The Committee expresses no view on whether any proposed conduct of an inquiring judge is consistent with substantive law which governs any proceeding over which the inquiring judge may preside. The Committee only has authority to interpret the Code of Judicial Conduct, and therefore its opinions deal only with whether the proposed conduct violates a provision of that Code.

For further information, contact Judge James A. Edwards, Judicial Ethics Advisory Committee Chair, Fifth District Court of Appeal, 300 South Beach Street, Daytona Beach, FL 32114.

Participating Members:
Judge Michael Andrews, Judge Roberto Arias, Judge Nina Ashenafi-Richardson, Judge W. Joel Boles, Judge Miguel de la O, Judge James A. Edwards, Judge David Green, Mark Herron, Esquire, Justice Barbara Lagoa, Judge Matthew C. Lucas, Judge Michael Raiden, and Charles Reynolds, Esquire.
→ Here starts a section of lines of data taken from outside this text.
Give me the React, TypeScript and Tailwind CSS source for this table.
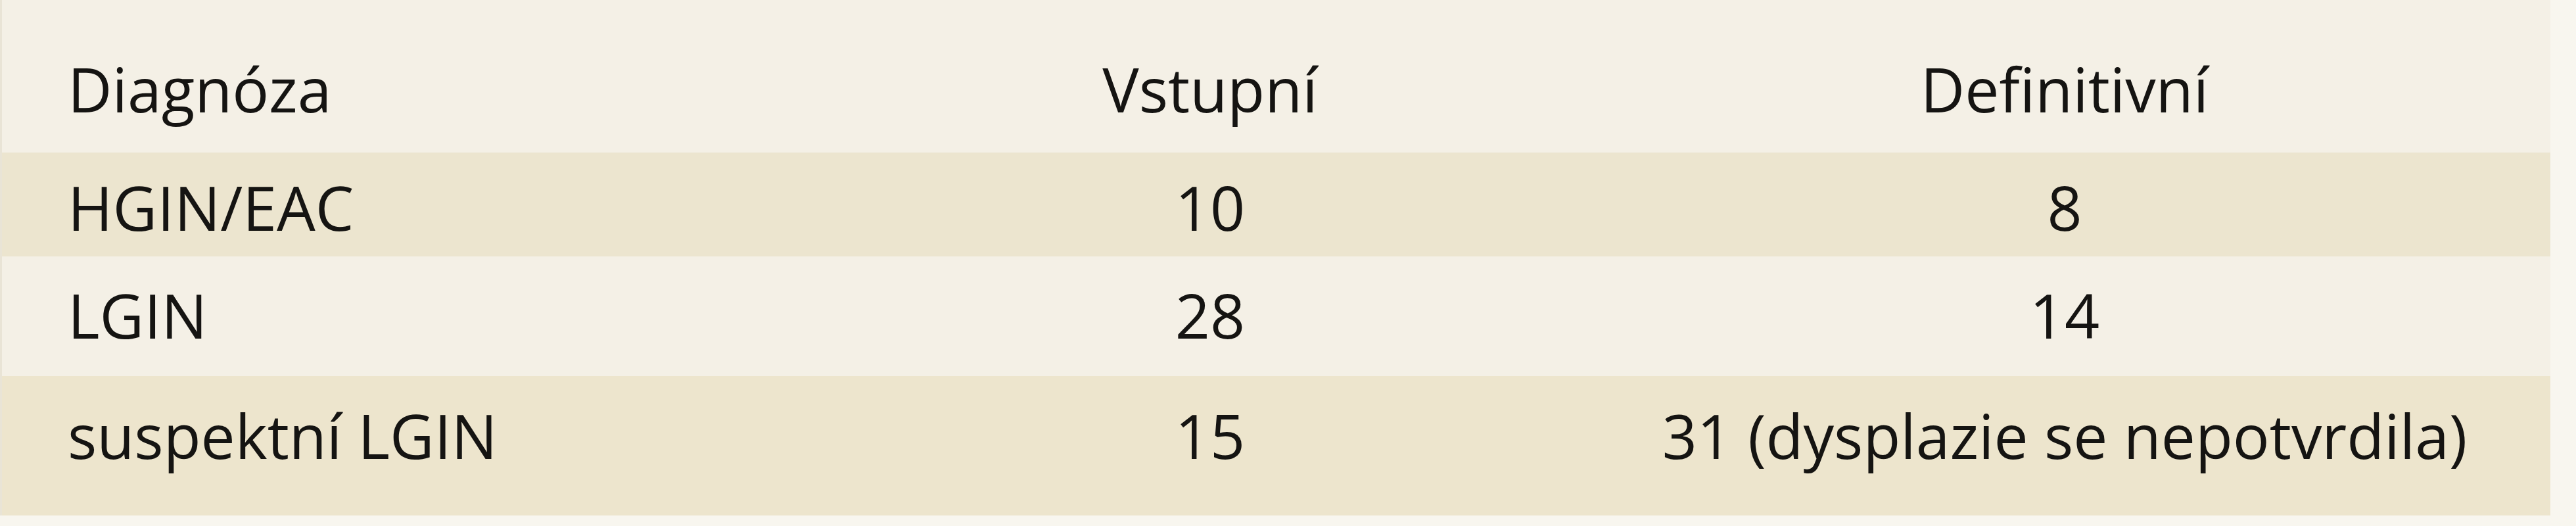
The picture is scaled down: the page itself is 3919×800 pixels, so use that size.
import React from "react";

const rows = [
  { d: "HGIN/EAC", v: "10", f: "8", h: "h-[158px]", pt: "pt-[37px]", bg: "bg-[#ece5cf]" },
  { d: "LGIN", v: "28", f: "14", h: "h-[182px]", pt: "pt-[43px]", bg: "bg-[#f4f0e6]" },
  { d: "suspektní LGIN", v: "15", f: "31 (dysplazie se nepotvrdila)", h: "h-[212px]", pt: "pt-[44px]", bg: "bg-[#ede5cd]" },
];

export default function App() {
  return (
    <div
      className="w-[3919px] h-[800px] bg-[#f8f6ef] text-[#151412] text-[93px] leading-none"
      style={{ fontFamily: '"Open Sans", "Noto Sans", sans-serif' }}
    >
      <div className="w-[3880px] border-l-[3px] border-[#e9e4d6] bg-[#f4f0e6]">
        <div className="grid grid-cols-[1277px_1122px_1fr] h-[232px] pt-[89px] bg-[#f4f0e6]">
          <div className="pl-[100px]">Diagnóza</div>
          <div className="text-center">Vstupní</div>
          <div className="text-center">Definitivní</div>
        </div>
        {rows.map((r) => (
          <div key={r.d} className={`grid grid-cols-[1277px_1122px_1fr] ${r.h} ${r.pt} ${r.bg}`}>
            <div className="pl-[100px]">{r.d}</div>
            <div className="text-center">{r.v}</div>
            <div className="text-center">{r.f}</div>
          </div>
        ))}
      </div>
    </div>
  );
}
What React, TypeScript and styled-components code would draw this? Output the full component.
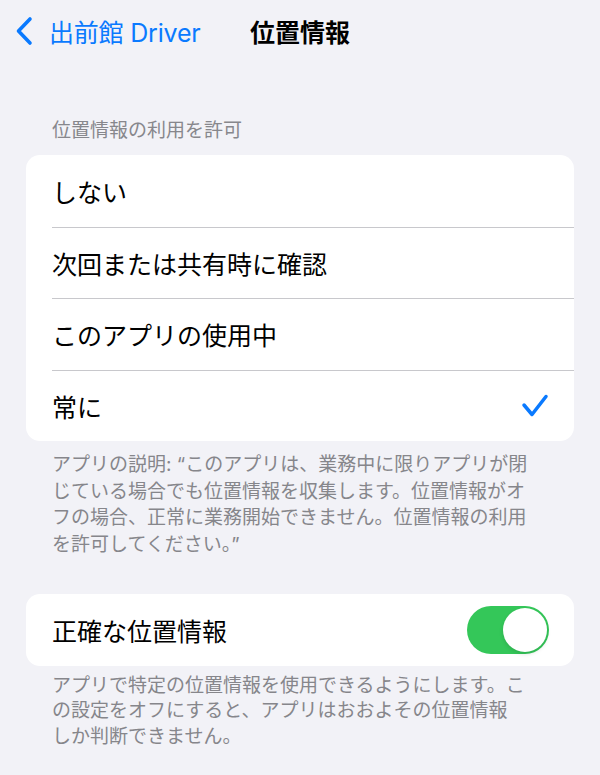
import React from "react";
import styled, { createGlobalStyle } from "styled-components";

const GlobalStyle = createGlobalStyle`
  html, body {
    margin: 0;
    padding: 0;
    background: #f2f2f7;
  }
  body {
    font-family: "Inter", "Noto Sans CJK JP", sans-serif;
    -webkit-font-smoothing: antialiased;
  }
`;

const Page = styled.div`
  width: 600px;
  min-height: 775px;
  background: #f2f2f7;
  overflow: hidden;
`;

const NavBar = styled.div`
  height: 62px;
  display: grid;
  grid-template-columns: 1fr auto 1fr;
  align-items: center;
`;

const BackButton = styled.div`
  display: flex;
  align-items: center;
  gap: 16px;
  padding-left: 15px;
  color: #0a7aff;
  font-size: 25px;
  letter-spacing: -0.2px;
`;

const NavTitle = styled.div`
  font-size: 25px;
  font-weight: 700;
  color: #000;
`;

const SectionHeader = styled.div`
  margin: 57px 0 12px;
  padding: 0 52px;
  font-size: 19px;
  line-height: 24px;
  color: #87878c;
`;

const Card = styled.div<{ $top?: number }>`
  margin: ${(p) => p.$top ?? 0}px 26px 0;
  background: #fff;
  border-radius: 14px;
  overflow: hidden;
`;

const Row = styled.div`
  padding-left: 26px;
  & + & > div {
    border-top: 1px solid #c8c8cc;
  }
`;

const RowInner = styled.div`
  height: 71.5px;
  box-sizing: border-box;
  display: flex;
  align-items: center;
  justify-content: space-between;
  padding-right: 25px;
  font-size: 25px;
  color: #000;
`;

const Footer = styled.div<{ $lh: number; $top: number }>`
  margin-top: ${(p) => p.$top}px;
  padding: 0 30px 0 52px;
  font-size: 19px;
  line-height: ${(p) => p.$lh}px;
  color: #86868b;
  white-space: nowrap;
`;

const Toggle = styled.div<{ $on: boolean }>`
  width: 82px;
  height: 48px;
  border-radius: 24px;
  background: ${(p) => (p.$on ? "#34c759" : "#e9e9ea")};
  display: flex;
  justify-content: ${(p) => (p.$on ? "flex-end" : "flex-start")};
  align-items: center;
  padding: 2px;
  box-sizing: border-box;
`;

const Thumb = styled.div`
  width: 44px;
  height: 44px;
  border-radius: 50%;
  background: #fff;
  box-shadow: 0 2px 4px rgba(0, 0, 0, 0.12);
`;

const Chevron = () => (
  <svg width="18" height="30" viewBox="0 0 18 30">
    <path
      d="M15 3 L3.5 15 L15 27"
      fill="none"
      stroke="#0a7aff"
      strokeWidth="3.6"
      strokeLinecap="round"
      strokeLinejoin="round"
    />
  </svg>
);

const Check = () => (
  <svg width="28" height="26" viewBox="0 0 28 26">
    <path
      d="M3 12 L11 21.5 L25 3.5"
      fill="none"
      stroke="#0a7aff"
      strokeWidth="3.5"
      strokeLinecap="round"
      strokeLinejoin="round"
    />
  </svg>
);

const options = ["しない", "次回または共有時に確認", "このアプリの使用中", "常に"];
const selected = 3;

export default function App() {
  return (
    <Page>
      <GlobalStyle />
      <NavBar>
        <BackButton>
          <Chevron />
          <span>出前館 Driver</span>
        </BackButton>
        <NavTitle>位置情報</NavTitle>
        <div />
      </NavBar>

      <SectionHeader>位置情報の利用を許可</SectionHeader>
      <Card>
        {options.map((o, i) => (
          <Row key={o}>
            <RowInner>
              <span>{o}</span>
              {i === selected && <Check />}
            </RowInner>
          </Row>
        ))}
      </Card>
      <Footer $lh={26.5} $top={11}>
        アプリの説明: “このアプリは、業務中に限りアプリが閉
        <br />
        じている場合でも位置情報を収集します。位置情報がオ
        <br />
        フの場合、正常に業務開始できません。位置情報の利用
        <br />
        を許可してください。”
      </Footer>

      <Card $top={36}>
        <Row>
          <RowInner>
            <span>正確な位置情報</span>
            <Toggle $on>
              <Thumb />
            </Toggle>
          </RowInner>
        </Row>
      </Card>
      <Footer $lh={25.5} $top={7}>
        アプリで特定の位置情報を使用できるようにします。こ
        <br />
        の設定をオフにすると、アプリはおおよその位置情報
        <br />
        しか判断できません。
      </Footer>
    </Page>
  );
}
All Judicial Ethics Advisory Committee opinions, subject matter indices, and a search engine are available on the Sixth Circuit’s website at www.jud6.org under Opinions. Committee opinions and related finding tools are also accessible on the Florida Supreme Court’s website at www.floridasupremecourt.org as a secondary posting under Court Opinions.

Copies furnished to:
Inquiring judge (Name of the Inquiring Judge deleted)
Justice Charles T. Canady, Justice Liaison
John A Tomasino, Clerk of Supreme Court
All Committee Members
Executive Director of the Judicial Qualifications Committee
Office of the State Courts Administrator


1. The question presented to the committee did not ask specifically whether the judge should disqualify himself or herself from the case which led to this inquiry. It is assumed by the committee that the judge will honor the attorney's request, it being the committee's opinion that the judge would remain disqualified from hearing all cases involving the former campaign opponent until the order of disqualification has been vacated, whether or not the issue is raised by counsel.